• [PROBLEM DESCRIPTION]
From the entries provided below, copy each line that contains the word "React".

• [Rows from a dataset of pages and code]

↓

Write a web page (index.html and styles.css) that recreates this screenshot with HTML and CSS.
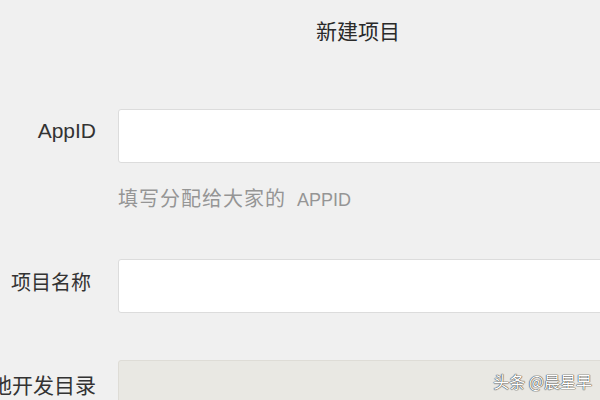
FILE: index.html
```html
<!DOCTYPE html>
<html lang="zh-CN">
<head>
<meta charset="utf-8">
<title>新建项目</title>
<link rel="stylesheet" href="styles.css">
</head>
<body>
<div class="page">
  <h1 class="title">新建项目</h1>
  <div class="form">
    <div class="row">
      <label class="label label-latin">AppID</label>
      <div class="field"><div class="input"></div></div>
    </div>
    <div class="hint"><span class="hint-cjk">填写分配给大家的</span> <span class="hint-latin">APPID</span></div>
    <div class="row row-name">
      <label class="label label-name">项目名称</label>
      <div class="field"><div class="input"></div></div>
    </div>
    <div class="row row-dir">
      <label class="label label-dir">本地开发目录</label>
      <div class="field"><div class="input input-disabled"></div></div>
    </div>
  </div>
  <div class="watermark">头条 @晨星早</div>
</div>
</body>
</html>
```
FILE: styles.css
```css
html, body {
  margin: 0;
  padding: 0;
  background: #f0f0f0;
  overflow: hidden;
}
body {
  width: 600px;
  height: 400px;
  font-family: "Liberation Sans", "Noto Sans CJK SC", sans-serif;
  color: #333;
}
.page {
  position: relative;
  width: 600px;
  height: 400px;
  overflow: hidden;
}
.title {
  margin: 0;
  padding: 17px 0 0 116px;
  height: 30px;
  line-height: 30px;
  font-size: 21px;
  font-weight: normal;
  text-align: center;
  color: #2a2a2a;
}
.form {
  margin-top: 62px;
}
.row {
  display: grid;
  grid-template-columns: 96px 700px;
  column-gap: 22px;
  align-items: start;
}
.label {
  display: block;
  text-align: right;
  white-space: nowrap;
  direction: rtl;
  font-size: 20px;
  line-height: 30px;
  padding-top: 8px;
  color: #333;
}
.label-latin {
  font-size: 21px;
  padding-top: 7px;
}
.label-name {
  padding-right: 5px;
  padding-top: 9px;
  font-size: 20px;
}
.label-dir {
  font-size: 21px;
  padding-top: 11px;
}
.input {
  box-sizing: border-box;
  height: 54px;
  background: #fff;
  border: 1px solid #dcdcdc;
  border-radius: 3px;
}
.input-disabled {
  background: #e9e8e3;
  border-color: #dedcd6;
  height: 60px;
}
.hint {
  margin: 24px 0 0 118px;
  font-size: 18px;
  line-height: 24px;
  color: #959595;
  white-space: nowrap;
}
.hint-cjk {
  font-size: 20px;
  letter-spacing: 1px;
}
.hint-latin {
  margin-left: 6px;
}
.row-name {
  margin-top: 47px;
}
.row-dir {
  margin-top: 47px;
}
.watermark {
  position: absolute;
  right: 8px;
  top: 370px;
  font-size: 16px;
  line-height: 22px;
  color: #fff;
  text-shadow: 0 0 1px #444, 0 0 1px #444, 0 0 1px #444;
  font-family: "Noto Sans CJK SC", sans-serif;
}
```
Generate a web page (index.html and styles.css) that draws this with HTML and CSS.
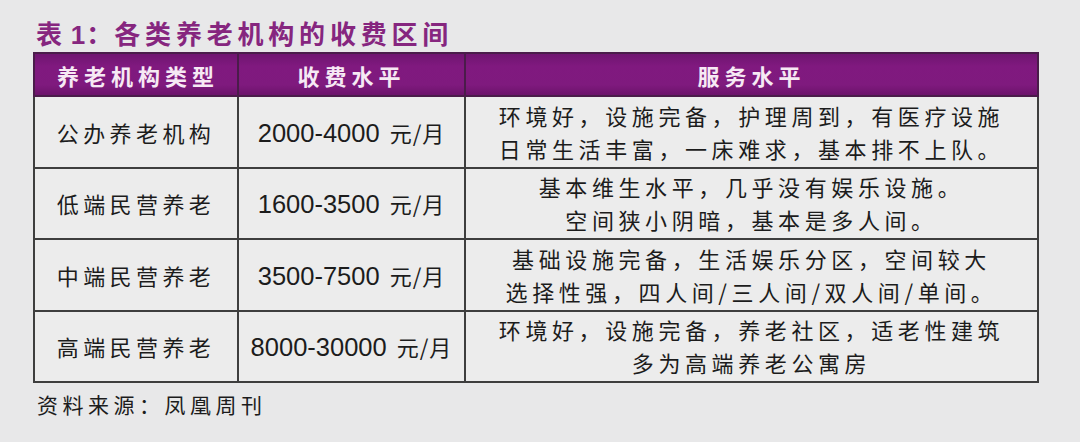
FILE: index.html
```html
<!DOCTYPE html>
<html lang="zh-CN">
<head>
<meta charset="utf-8">
<link rel="stylesheet" href="styles.css">
</head>
<body>
<div class="page">
  <h1 class="title"><span class="t-lead">表</span><span class="t-num">1</span><span class="t-colon">：</span>各类养老机构的收费区间</h1>
  <table class="fees">
    <colgroup>
      <col class="c1">
      <col class="c2">
      <col class="c3">
    </colgroup>
    <thead>
      <tr class="head">
        <th>养老机构类型</th>
        <th>收费水平</th>
        <th>服务水平</th>
      </tr>
    </thead>
    <tbody>
      <tr>
        <td class="type">公办养老机构</td>
        <td class="price"><span class="num">2000-4000</span><span class="unit">元/月</span></td>
        <td class="svc">环境好，设施完备，护理周到，有医疗设施<br>日常生活丰富，一床难求，基本排不上队。</td>
      </tr>
      <tr>
        <td class="type">低端民营养老</td>
        <td class="price"><span class="num">1600-3500</span><span class="unit">元/月</span></td>
        <td class="svc">基本维生水平，几乎没有娱乐设施。<br>空间狭小阴暗，基本是多人间。</td>
      </tr>
      <tr>
        <td class="type">中端民营养老</td>
        <td class="price"><span class="num">3500-7500</span><span class="unit">元/月</span></td>
        <td class="svc">基础设施完备，生活娱乐分区，空间较大<br>选择性强，四人间/三人间/双人间/单间。</td>
      </tr>
      <tr>
        <td class="type">高端民营养老</td>
        <td class="price"><span class="num">8000-30000</span><span class="unit">元/月</span></td>
        <td class="svc">环境好，设施完备，养老社区，适老性建筑<br>多为高端养老公寓房</td>
      </tr>
    </tbody>
  </table>
  <p class="source">资料来源：凤凰周刊</p>
</div>
</body>
</html>
```
FILE: styles.css
```css
html, body {
  margin: 0;
  padding: 0;
  background: #e8e8e9;
}

.page {
  width: 1080px;
  height: 442px;
  padding: 20px 0 0 33px;
  box-sizing: border-box;
  font-family: "Noto Sans CJK SC", "Liberation Sans", sans-serif;
  color: #1c1c1c;
}

.title {
  margin: 0 0 2px 3px;
  font-family: "Liberation Sans", "Noto Sans CJK SC", sans-serif;
  font-size: 26px;
  line-height: 30px;
  font-weight: 700;
  letter-spacing: 4.8px;
  color: #86267f;
}

.t-lead {
  margin-right: 4px;
}

.t-num {
  letter-spacing: 1px;
}

.t-colon {
  letter-spacing: 2px;
}

.fees {
  width: 1004px;
  table-layout: fixed;
  border-collapse: collapse;
  background: #ececec;
  border: 2px solid #3a3a3a;
}

.c1 { width: 204px; }
.c2 { width: 227px; }
.c3 { width: 573px; }

.fees th,
.fees td {
  border: 2px solid #3e3e3e;
  padding: 0;
  text-align: center;
  vertical-align: middle;
}

.head th {
  height: 41px;
  background: linear-gradient(to bottom, #6f1570 0%, #80197f 30%, #7f1a7e 75%, #6c136b 100%);
  color: #f6e9f4;
  font-size: 22px;
  font-weight: 700;
  letter-spacing: 5px;
  border-color: #4a1c4a;
}

.head th:first-child {
  padding-left: 4px;
}

.fees tbody td {
  height: 69.5px;
}

.type {
  font-size: 22px;
  letter-spacing: 4.4px;
  padding-left: 4px;
}

.price {
  white-space: nowrap;
}

.num {
  font-family: "Liberation Sans", sans-serif;
  font-size: 25.5px;
}

.unit {
  margin-left: 10px;
  font-size: 22px;
  letter-spacing: 1px;
}

.svc {
  font-size: 22px;
  line-height: 33px;
  letter-spacing: 4.6px;
}

.source {
  margin: 8px 0 0 4px;
  font-size: 21px;
  line-height: 26px;
  letter-spacing: 4.5px;
  color: #1c1c1c;
}
```
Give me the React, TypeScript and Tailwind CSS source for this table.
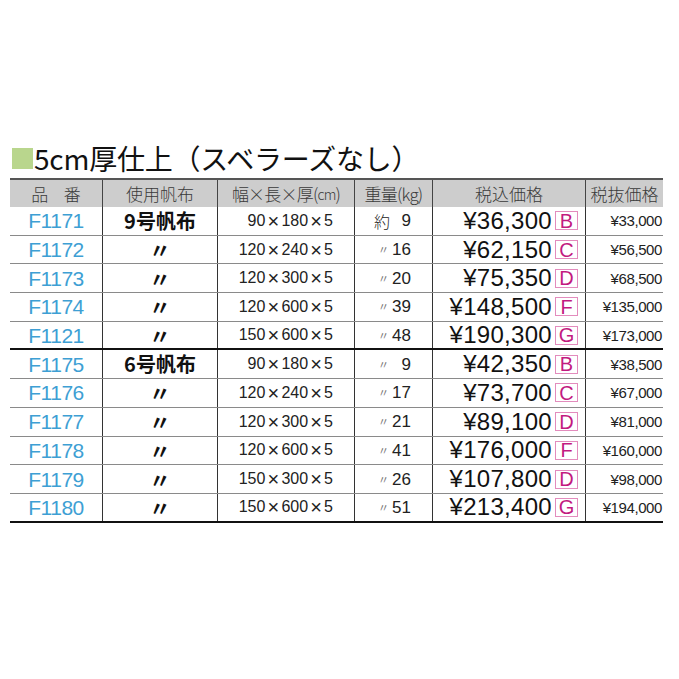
import React from 'react';

type Row = {
    code: string;
    cloth: string;
    dim: string;
    prefix: string;
    weight: string;
    price: string;
    size: string;
    net: string;
    groupEnd?: boolean;
};

const rows: Row[] = [
    { code: 'F1171', cloth: '9号帆布', dim: '90×180×5', prefix: '約', weight: '9', price: '¥36,300', size: 'B', net: '¥33,000' },
    { code: 'F1172', cloth: '〃', dim: '120×240×5', prefix: '〃', weight: '16', price: '¥62,150', size: 'C', net: '¥56,500' },
    { code: 'F1173', cloth: '〃', dim: '120×300×5', prefix: '〃', weight: '20', price: '¥75,350', size: 'D', net: '¥68,500' },
    { code: 'F1174', cloth: '〃', dim: '120×600×5', prefix: '〃', weight: '39', price: '¥148,500', size: 'F', net: '¥135,000' },
    { code: 'F1121', cloth: '〃', dim: '150×600×5', prefix: '〃', weight: '48', price: '¥190,300', size: 'G', net: '¥173,000', groupEnd: true },
    { code: 'F1175', cloth: '6号帆布', dim: '90×180×5', prefix: '〃', weight: '9', price: '¥42,350', size: 'B', net: '¥38,500' },
    { code: 'F1176', cloth: '〃', dim: '120×240×5', prefix: '〃', weight: '17', price: '¥73,700', size: 'C', net: '¥67,000' },
    { code: 'F1177', cloth: '〃', dim: '120×300×5', prefix: '〃', weight: '21', price: '¥89,100', size: 'D', net: '¥81,000' },
    { code: 'F1178', cloth: '〃', dim: '120×600×5', prefix: '〃', weight: '41', price: '¥176,000', size: 'F', net: '¥160,000' },
    { code: 'F1179', cloth: '〃', dim: '150×300×5', prefix: '〃', weight: '26', price: '¥107,800', size: 'D', net: '¥98,000' },
    { code: 'F1180', cloth: '〃', dim: '150×600×5', prefix: '〃', weight: '51', price: '¥213,400', size: 'G', net: '¥194,000' },
];

const cols = 'grid grid-cols-[93px_115px_137px_78px_153px_77px]';
const latin = "font-['Liberation_Sans','Noto_Sans_CJK_JP',sans-serif]";
const jp = "font-['Noto_Sans_CJK_JP',sans-serif]";

// 寸法: 「×」だけ広めに組む
const Dim: React.FC<{ value: string }> = ({ value }) => {
    const parts = value.split('×');
    return (
        <span className={`${latin} text-[16px] text-[#222] flex items-center`}>
            {parts.map((p, i) => (
                <React.Fragment key={i}>
                    {i > 0 && <span className="inline-block w-[16px] text-center text-[20px]">×</span>}
                    <span>{p}</span>
                </React.Fragment>
            ))}
        </span>
    );
};

export default function App() {
    return (
        <div className="w-[679px] h-[679px] bg-white pt-[144px]">
            <div className="flex items-center h-[28px] ml-[12px]">
                <div className="w-[21px] h-[21px] bg-[#b9d68d]" />
                <h1 className={`${jp} text-[28px] leading-none font-normal text-[#111] ml-[1px] tracking-[-0.2px]`}>
                    5cm厚仕上（スベラーズなし）
                </h1>
            </div>

            <div className="ml-[10px] w-[653px] mt-[6px] leading-none">
                <div className={`${cols} h-[29px] bg-[#cdcdcd] border-t-2 border-[#555] ${jp} font-light text-[17px] text-[#3a3a3a]`}>
                    <div className="flex items-center justify-center border-r border-[#444] tracking-[0.9em] pl-[0.9em]">品番</div>
                    <div className="flex items-center justify-center border-r border-[#444]">使用帆布</div>
                    <div className="flex items-center justify-center border-r border-[#444] tracking-[-0.8px]">
                        幅×長×厚(<span className="text-[14px]">cm</span>)
                    </div>
                    <div className="flex items-center justify-center border-r border-[#444] tracking-[-0.8px]">重量(kg)</div>
                    <div className="flex items-center justify-center border-r border-[#444]">税込価格</div>
                    <div className="flex items-center justify-center">税抜価格</div>
                </div>

                {rows.map((r, i) => {
                    const last = i === rows.length - 1;
                    const bottom = r.groupEnd || last ? 'border-b-2 border-b-[#111]' : 'border-b border-b-[#8a8a8a]';
                    return (
                        <div key={r.code} className={`${cols} h-[28.7px] ${bottom}`}>
                            <div className={`flex items-center justify-center border-r border-r-[#333] ${latin} text-[21px] text-[#3e9fd4] tracking-[-0.5px]`}>
                                {r.code}
                            </div>
                            <div className={`flex items-center justify-center border-r border-r-[#333] ${jp} font-bold text-[#111] ${r.cloth === '〃' ? 'text-[21px]' : 'text-[20px]'}`}>
                                {r.cloth}
                            </div>
                            <div className="flex items-center justify-end pr-[21px] border-r border-r-[#333]">
                                <Dim value={r.dim} />
                            </div>
                            <div className="flex items-center justify-end pr-[21px] border-r border-r-[#333] text-[#222]">
                                {r.prefix === '約' ? (
                                    <span className={`${jp} font-light text-[16px]`}>約</span>
                                ) : (
                                    <span className={`${jp} text-[11px] text-[#777] mr-[1px]`}>〃</span>
                                )}
                                <span className={`${latin} text-[17px] inline-block w-[21px] text-right`}>{r.weight}</span>
                            </div>
                            <div className="flex items-center justify-end pr-[7px] gap-[3px] border-r border-r-[#333]">
                                <span className={`${latin} text-[24px] text-[#111] tracking-[0.3px]`}>{r.price}</span>
                                <span className={`${latin} w-[23px] h-[19px] border border-[#e38cbd] text-[#c21a80] text-[20px] flex items-center justify-center`}>
                                    {r.size}
                                </span>
                            </div>
                            <div className={`flex items-center justify-end pr-[1px] ${latin} text-[15px] text-[#222] tracking-[-0.4px]`}>
                                {r.net}
                            </div>
                        </div>
                    );
                })}
            </div>
        </div>
    );
}
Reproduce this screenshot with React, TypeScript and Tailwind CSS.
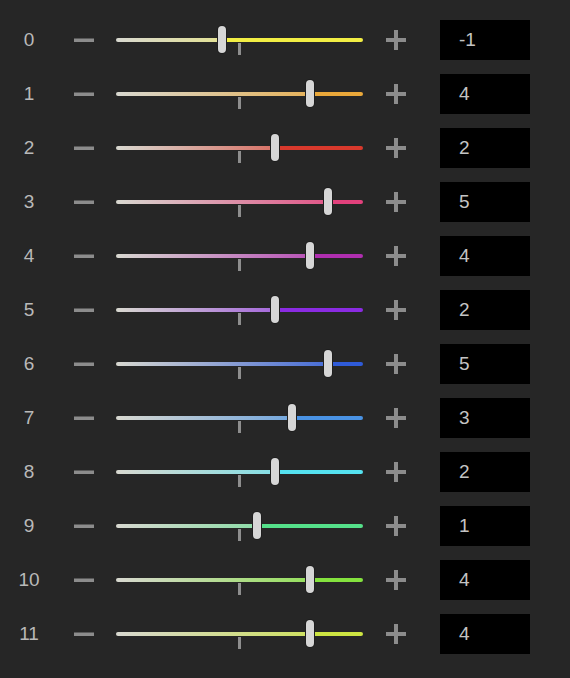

↑

• [FULL SOLUTION]
Give me the React, TypeScript and Tailwind CSS source for this table.
import React from 'react';
const Dim: React.FC<{ value: string }> = ({ value }) => {
                <React.Fragment key={i}>
                </React.Fragment>
Reproduce this screenshot with React, TypeScript and Tailwind CSS.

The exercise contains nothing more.